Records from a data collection

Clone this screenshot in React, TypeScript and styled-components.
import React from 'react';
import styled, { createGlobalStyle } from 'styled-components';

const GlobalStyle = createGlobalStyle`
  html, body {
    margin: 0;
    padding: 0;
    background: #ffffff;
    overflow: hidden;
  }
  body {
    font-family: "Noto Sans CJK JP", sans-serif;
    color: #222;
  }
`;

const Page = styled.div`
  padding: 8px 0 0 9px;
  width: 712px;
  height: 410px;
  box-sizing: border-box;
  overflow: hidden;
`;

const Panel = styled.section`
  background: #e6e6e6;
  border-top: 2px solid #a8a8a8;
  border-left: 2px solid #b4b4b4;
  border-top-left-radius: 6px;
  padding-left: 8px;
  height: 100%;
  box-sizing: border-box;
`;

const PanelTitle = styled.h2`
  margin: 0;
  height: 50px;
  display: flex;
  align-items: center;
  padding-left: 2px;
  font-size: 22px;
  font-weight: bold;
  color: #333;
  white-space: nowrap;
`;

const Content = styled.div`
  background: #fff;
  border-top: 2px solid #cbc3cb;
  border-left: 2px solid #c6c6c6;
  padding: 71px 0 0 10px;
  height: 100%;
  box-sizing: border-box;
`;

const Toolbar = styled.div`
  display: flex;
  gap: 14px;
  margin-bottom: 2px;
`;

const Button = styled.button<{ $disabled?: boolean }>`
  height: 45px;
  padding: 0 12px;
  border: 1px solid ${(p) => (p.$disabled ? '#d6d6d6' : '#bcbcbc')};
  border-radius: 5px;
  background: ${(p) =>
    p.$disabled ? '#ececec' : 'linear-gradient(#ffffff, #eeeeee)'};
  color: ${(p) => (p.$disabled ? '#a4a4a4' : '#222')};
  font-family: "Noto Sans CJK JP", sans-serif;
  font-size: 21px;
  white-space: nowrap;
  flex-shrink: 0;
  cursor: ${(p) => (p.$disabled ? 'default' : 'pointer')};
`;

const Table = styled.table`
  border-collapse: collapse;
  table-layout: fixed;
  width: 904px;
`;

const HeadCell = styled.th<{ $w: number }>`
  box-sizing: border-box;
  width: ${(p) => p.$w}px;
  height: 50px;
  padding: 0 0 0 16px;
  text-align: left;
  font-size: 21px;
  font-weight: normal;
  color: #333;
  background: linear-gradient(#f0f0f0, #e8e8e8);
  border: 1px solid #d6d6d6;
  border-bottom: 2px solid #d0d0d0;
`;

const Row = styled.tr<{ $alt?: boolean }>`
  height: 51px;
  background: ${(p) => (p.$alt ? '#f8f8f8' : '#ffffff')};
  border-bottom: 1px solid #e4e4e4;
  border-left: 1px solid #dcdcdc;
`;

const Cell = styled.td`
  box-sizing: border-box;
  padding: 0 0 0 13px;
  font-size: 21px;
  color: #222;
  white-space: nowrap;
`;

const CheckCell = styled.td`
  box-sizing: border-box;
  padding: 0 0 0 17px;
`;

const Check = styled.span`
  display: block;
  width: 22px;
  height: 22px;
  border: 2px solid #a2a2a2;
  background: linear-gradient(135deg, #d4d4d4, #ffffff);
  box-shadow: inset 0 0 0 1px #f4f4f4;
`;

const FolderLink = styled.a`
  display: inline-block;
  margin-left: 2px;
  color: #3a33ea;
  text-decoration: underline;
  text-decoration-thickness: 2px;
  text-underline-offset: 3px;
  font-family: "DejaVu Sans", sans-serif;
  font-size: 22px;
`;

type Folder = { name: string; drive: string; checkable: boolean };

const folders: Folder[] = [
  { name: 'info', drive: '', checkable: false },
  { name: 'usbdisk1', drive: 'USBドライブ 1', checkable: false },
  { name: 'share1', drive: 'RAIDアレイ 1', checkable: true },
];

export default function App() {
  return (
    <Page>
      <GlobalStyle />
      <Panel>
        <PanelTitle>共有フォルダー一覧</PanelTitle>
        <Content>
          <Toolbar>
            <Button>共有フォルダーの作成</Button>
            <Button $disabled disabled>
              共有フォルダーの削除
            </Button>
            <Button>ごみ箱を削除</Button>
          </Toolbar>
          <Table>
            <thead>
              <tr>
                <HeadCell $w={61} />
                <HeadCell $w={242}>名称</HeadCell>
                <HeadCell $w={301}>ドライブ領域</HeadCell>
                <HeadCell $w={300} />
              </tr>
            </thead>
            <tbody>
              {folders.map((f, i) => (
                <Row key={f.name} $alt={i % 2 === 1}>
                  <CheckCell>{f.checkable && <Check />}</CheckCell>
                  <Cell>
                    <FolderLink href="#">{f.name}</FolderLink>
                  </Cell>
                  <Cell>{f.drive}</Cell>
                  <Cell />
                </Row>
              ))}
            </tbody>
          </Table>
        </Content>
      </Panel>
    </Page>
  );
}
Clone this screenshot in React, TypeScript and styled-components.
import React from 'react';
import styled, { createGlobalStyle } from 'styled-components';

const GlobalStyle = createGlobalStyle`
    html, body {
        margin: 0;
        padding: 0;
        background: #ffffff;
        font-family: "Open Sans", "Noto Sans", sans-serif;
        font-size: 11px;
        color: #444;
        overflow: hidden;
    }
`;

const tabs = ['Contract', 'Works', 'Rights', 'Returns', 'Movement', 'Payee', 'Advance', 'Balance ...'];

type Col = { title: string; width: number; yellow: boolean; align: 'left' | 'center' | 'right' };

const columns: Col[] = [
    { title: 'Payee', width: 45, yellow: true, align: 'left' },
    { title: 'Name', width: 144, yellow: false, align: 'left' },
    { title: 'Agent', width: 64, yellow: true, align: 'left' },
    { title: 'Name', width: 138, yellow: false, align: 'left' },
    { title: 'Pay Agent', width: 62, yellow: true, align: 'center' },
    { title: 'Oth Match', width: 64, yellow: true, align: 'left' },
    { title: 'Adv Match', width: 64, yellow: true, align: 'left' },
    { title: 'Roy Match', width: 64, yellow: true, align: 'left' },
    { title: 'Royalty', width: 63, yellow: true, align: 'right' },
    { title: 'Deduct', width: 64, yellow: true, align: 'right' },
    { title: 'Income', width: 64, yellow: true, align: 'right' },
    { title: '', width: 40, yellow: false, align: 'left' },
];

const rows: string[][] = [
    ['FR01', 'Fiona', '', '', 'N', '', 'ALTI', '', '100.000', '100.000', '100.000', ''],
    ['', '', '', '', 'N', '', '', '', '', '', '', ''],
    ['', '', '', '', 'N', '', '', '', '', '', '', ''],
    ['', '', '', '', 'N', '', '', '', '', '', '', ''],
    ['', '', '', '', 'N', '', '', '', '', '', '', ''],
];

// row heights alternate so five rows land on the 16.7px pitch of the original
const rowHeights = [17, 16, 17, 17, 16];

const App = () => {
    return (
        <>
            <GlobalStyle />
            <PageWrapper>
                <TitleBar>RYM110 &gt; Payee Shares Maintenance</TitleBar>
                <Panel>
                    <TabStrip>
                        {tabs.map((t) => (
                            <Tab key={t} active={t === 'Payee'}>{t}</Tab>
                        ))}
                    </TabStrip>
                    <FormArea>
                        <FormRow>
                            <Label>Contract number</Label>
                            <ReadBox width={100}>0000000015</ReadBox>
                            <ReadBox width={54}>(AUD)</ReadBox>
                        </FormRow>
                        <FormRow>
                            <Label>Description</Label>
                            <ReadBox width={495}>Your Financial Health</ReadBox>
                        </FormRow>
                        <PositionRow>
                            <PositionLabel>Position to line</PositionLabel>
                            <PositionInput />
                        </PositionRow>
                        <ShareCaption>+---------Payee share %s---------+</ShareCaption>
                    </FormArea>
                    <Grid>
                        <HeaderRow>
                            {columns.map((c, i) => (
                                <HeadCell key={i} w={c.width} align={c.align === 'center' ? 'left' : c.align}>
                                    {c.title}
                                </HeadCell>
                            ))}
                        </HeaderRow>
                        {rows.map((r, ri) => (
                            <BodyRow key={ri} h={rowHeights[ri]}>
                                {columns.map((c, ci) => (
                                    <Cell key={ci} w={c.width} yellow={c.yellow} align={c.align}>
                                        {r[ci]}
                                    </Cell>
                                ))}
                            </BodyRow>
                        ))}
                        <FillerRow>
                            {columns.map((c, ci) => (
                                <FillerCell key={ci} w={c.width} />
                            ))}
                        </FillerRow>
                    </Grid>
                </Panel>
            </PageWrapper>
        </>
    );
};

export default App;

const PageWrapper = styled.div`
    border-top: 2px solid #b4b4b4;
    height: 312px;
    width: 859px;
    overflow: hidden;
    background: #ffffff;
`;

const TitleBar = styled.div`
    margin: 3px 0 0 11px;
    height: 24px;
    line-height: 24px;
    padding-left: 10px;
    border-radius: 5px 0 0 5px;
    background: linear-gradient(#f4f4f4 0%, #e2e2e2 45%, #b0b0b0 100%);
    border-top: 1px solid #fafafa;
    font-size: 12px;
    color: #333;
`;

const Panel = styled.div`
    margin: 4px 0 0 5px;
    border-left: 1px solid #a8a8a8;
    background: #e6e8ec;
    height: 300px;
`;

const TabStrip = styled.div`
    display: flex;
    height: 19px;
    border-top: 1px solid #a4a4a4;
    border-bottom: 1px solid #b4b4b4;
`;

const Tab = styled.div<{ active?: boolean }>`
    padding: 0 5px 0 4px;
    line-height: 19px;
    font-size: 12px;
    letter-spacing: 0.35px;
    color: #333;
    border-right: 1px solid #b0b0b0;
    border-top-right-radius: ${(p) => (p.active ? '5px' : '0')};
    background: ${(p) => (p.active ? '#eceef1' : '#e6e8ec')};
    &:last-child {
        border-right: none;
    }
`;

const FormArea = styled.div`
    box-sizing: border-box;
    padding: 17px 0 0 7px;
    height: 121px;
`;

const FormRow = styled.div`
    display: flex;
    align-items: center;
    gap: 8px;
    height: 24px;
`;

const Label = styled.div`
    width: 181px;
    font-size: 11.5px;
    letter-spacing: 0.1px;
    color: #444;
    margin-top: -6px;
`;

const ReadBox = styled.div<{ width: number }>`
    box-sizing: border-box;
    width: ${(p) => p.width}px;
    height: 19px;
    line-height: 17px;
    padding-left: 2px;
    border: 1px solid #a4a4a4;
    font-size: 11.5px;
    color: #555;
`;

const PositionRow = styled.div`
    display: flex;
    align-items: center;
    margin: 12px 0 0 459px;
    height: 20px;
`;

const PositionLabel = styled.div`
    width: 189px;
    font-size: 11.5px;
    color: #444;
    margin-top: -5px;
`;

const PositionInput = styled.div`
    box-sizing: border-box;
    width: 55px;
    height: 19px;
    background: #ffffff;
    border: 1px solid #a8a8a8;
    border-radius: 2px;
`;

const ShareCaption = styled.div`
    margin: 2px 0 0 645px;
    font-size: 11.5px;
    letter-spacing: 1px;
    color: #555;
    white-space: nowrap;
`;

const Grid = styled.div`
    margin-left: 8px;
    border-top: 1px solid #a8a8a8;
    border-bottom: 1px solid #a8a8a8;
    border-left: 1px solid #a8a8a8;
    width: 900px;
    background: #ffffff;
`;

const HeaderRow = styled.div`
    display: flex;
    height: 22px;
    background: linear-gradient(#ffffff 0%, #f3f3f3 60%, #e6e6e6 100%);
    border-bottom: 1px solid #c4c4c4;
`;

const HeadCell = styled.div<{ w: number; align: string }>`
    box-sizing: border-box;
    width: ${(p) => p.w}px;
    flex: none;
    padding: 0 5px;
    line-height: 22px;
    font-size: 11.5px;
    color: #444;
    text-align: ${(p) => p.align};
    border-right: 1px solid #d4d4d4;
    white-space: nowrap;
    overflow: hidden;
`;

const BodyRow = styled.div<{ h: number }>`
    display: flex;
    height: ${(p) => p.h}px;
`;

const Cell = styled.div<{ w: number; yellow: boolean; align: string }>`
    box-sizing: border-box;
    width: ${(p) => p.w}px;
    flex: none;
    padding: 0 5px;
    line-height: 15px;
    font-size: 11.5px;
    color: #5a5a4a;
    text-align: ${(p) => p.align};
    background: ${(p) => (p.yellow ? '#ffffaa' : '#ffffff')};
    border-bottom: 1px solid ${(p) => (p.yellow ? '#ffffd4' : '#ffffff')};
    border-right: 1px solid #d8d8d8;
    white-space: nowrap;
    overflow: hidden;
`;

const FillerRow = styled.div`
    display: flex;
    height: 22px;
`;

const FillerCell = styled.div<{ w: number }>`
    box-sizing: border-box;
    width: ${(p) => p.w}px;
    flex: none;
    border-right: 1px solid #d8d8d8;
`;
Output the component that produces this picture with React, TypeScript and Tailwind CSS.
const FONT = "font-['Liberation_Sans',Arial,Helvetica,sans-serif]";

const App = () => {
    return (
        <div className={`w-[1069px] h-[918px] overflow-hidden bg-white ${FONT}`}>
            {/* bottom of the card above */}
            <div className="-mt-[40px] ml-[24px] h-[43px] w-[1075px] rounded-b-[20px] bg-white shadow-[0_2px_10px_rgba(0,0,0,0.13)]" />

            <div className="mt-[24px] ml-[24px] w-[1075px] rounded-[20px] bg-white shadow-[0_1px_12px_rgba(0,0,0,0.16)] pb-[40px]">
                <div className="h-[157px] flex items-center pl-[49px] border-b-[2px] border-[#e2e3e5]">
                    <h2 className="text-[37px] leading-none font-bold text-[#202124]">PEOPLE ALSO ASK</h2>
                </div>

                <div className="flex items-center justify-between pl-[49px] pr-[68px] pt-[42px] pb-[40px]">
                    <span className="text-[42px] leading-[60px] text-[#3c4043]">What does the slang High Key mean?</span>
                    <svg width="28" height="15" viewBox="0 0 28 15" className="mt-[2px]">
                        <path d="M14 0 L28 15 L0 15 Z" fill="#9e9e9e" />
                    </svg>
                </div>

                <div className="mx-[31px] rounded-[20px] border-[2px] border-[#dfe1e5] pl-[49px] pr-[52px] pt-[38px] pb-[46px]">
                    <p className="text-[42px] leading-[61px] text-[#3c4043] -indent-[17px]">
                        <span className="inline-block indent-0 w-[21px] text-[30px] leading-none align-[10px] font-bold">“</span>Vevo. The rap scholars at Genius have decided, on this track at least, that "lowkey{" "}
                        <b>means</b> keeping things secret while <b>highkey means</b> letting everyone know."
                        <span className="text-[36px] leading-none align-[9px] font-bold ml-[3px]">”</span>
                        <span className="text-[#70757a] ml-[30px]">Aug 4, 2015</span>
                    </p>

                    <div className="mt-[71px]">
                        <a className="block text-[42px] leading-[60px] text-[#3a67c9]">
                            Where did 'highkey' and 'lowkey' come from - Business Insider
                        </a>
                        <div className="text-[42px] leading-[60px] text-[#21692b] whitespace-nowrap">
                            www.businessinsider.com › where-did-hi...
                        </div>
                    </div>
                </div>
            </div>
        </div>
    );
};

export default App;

What you have to do
Repeat exactly the lines from the one containing "Output the component" through the one containing "ml-[24px] h-[43px] w-[1075px]", both included, and nothing else.

Finished task
Output the component that produces this picture with React, TypeScript and Tailwind CSS.
const FONT = "font-['Liberation_Sans',Arial,Helvetica,sans-serif]";

const App = () => {
    return (
        <div className={`w-[1069px] h-[918px] overflow-hidden bg-white ${FONT}`}>
            {/* bottom of the card above */}
            <div className="-mt-[40px] ml-[24px] h-[43px] w-[1075px] rounded-b-[20px] bg-white shadow-[0_2px_10px_rgba(0,0,0,0.13)]" />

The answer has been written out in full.